##### STORED RECORDS

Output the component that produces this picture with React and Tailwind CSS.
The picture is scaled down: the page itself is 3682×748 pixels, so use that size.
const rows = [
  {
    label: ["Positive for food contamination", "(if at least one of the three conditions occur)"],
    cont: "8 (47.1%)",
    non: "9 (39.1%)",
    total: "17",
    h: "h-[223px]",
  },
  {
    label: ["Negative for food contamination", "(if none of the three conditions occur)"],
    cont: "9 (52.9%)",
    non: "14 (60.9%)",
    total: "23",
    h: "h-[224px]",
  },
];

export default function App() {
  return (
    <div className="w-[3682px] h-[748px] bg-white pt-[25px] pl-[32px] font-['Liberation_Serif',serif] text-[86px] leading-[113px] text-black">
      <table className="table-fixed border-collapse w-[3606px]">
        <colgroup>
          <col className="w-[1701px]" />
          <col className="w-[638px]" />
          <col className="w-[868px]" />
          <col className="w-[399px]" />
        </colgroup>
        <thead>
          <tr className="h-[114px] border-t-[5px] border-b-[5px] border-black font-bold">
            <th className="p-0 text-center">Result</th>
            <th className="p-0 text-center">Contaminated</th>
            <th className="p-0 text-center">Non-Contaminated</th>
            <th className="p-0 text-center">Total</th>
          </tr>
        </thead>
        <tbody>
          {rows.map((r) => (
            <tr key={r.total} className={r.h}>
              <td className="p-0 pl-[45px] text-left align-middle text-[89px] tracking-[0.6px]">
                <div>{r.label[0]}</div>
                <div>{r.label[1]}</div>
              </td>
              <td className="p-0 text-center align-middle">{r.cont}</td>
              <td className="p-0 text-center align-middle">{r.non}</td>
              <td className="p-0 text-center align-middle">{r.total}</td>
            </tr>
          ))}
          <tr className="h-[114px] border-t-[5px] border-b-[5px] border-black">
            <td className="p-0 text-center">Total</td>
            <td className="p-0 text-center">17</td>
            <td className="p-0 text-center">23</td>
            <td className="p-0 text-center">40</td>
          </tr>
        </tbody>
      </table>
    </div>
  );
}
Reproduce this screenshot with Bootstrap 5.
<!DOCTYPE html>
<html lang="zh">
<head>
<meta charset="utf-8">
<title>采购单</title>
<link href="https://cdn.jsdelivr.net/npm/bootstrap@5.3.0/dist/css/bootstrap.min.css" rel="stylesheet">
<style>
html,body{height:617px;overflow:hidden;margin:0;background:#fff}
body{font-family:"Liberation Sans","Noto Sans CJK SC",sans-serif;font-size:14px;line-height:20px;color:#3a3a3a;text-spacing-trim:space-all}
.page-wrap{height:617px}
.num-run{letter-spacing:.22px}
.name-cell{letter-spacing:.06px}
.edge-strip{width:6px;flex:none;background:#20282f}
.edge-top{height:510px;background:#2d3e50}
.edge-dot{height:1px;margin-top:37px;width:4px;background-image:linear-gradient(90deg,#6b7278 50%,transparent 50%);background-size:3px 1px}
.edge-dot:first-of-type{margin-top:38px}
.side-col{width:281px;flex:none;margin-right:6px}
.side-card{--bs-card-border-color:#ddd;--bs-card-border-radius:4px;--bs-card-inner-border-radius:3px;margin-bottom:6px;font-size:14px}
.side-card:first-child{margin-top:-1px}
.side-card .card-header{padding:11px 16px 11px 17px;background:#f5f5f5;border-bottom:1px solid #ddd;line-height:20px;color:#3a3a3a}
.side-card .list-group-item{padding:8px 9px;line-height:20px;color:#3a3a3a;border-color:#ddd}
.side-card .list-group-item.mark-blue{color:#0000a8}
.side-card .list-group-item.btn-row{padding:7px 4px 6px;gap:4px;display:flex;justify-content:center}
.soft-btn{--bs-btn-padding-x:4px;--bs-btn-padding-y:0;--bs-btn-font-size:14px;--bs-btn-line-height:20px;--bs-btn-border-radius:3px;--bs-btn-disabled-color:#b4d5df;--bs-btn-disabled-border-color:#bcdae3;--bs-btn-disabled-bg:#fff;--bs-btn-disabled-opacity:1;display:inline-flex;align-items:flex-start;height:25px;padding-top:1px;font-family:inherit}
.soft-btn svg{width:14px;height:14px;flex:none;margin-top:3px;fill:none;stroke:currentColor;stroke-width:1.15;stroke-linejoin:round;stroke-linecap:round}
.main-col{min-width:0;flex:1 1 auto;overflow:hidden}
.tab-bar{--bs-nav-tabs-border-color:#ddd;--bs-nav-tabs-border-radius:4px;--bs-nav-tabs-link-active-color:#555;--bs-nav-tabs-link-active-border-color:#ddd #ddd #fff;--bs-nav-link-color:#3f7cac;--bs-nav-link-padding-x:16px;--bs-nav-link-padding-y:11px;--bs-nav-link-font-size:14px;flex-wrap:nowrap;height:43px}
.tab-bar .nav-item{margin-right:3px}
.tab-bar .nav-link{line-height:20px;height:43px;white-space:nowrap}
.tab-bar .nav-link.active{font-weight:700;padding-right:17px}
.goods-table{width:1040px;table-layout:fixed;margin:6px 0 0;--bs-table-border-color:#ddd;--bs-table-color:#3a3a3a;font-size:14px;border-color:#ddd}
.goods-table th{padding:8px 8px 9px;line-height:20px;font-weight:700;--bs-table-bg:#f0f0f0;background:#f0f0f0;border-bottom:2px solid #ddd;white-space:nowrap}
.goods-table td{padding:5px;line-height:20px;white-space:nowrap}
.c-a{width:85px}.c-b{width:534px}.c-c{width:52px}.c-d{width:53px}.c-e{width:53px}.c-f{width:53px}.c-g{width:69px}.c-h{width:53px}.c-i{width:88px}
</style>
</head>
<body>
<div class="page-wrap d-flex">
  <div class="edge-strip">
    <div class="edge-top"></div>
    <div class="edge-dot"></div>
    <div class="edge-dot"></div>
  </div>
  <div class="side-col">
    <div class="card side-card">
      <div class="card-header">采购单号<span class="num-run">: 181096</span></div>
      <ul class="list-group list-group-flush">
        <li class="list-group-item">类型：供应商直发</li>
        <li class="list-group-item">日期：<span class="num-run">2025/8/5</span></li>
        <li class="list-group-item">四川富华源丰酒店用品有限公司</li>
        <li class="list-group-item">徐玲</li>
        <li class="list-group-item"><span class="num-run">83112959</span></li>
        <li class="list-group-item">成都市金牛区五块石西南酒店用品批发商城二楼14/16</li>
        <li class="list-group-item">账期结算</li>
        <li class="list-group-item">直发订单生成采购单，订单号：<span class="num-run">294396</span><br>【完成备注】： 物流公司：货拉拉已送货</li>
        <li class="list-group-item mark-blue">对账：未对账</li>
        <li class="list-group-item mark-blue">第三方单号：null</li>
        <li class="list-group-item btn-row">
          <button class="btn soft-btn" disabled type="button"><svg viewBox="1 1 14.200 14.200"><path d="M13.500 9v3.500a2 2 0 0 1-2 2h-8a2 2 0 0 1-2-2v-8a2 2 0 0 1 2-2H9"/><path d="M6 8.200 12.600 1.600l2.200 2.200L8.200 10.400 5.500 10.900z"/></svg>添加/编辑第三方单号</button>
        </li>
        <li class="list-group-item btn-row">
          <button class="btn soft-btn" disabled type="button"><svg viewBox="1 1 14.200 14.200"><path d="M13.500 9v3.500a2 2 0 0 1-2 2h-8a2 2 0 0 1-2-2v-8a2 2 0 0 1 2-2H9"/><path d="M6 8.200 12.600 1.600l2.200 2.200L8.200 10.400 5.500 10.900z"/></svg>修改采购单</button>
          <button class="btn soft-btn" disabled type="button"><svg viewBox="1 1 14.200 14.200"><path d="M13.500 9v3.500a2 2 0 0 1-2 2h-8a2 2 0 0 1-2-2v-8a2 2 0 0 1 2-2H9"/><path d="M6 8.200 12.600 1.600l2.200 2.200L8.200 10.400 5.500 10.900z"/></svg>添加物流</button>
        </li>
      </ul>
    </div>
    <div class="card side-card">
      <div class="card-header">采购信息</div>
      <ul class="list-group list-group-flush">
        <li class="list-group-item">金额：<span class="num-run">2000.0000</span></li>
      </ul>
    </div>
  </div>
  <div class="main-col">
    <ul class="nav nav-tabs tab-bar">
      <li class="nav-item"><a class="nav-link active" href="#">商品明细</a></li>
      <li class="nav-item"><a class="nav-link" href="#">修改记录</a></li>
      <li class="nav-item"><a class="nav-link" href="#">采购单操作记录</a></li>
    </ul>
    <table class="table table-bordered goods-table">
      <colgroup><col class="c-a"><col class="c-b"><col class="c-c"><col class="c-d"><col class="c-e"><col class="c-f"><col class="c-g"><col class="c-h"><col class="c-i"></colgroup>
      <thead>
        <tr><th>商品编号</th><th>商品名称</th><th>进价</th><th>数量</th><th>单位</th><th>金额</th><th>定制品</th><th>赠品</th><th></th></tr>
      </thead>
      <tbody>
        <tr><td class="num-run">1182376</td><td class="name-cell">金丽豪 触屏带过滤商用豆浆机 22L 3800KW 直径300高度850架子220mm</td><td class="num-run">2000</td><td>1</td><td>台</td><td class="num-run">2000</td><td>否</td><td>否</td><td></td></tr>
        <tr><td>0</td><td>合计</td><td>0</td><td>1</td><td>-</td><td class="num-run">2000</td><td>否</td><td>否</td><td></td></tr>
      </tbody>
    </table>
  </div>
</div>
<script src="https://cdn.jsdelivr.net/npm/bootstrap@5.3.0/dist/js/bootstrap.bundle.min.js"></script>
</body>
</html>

##########

List all lines where "that" occurs.

SOLUTION TO THE PROBLEM ::
Output the component that produces this picture with React and Tailwind CSS.
The picture is scaled down: the page itself is 3682×748 pixels, so use that size.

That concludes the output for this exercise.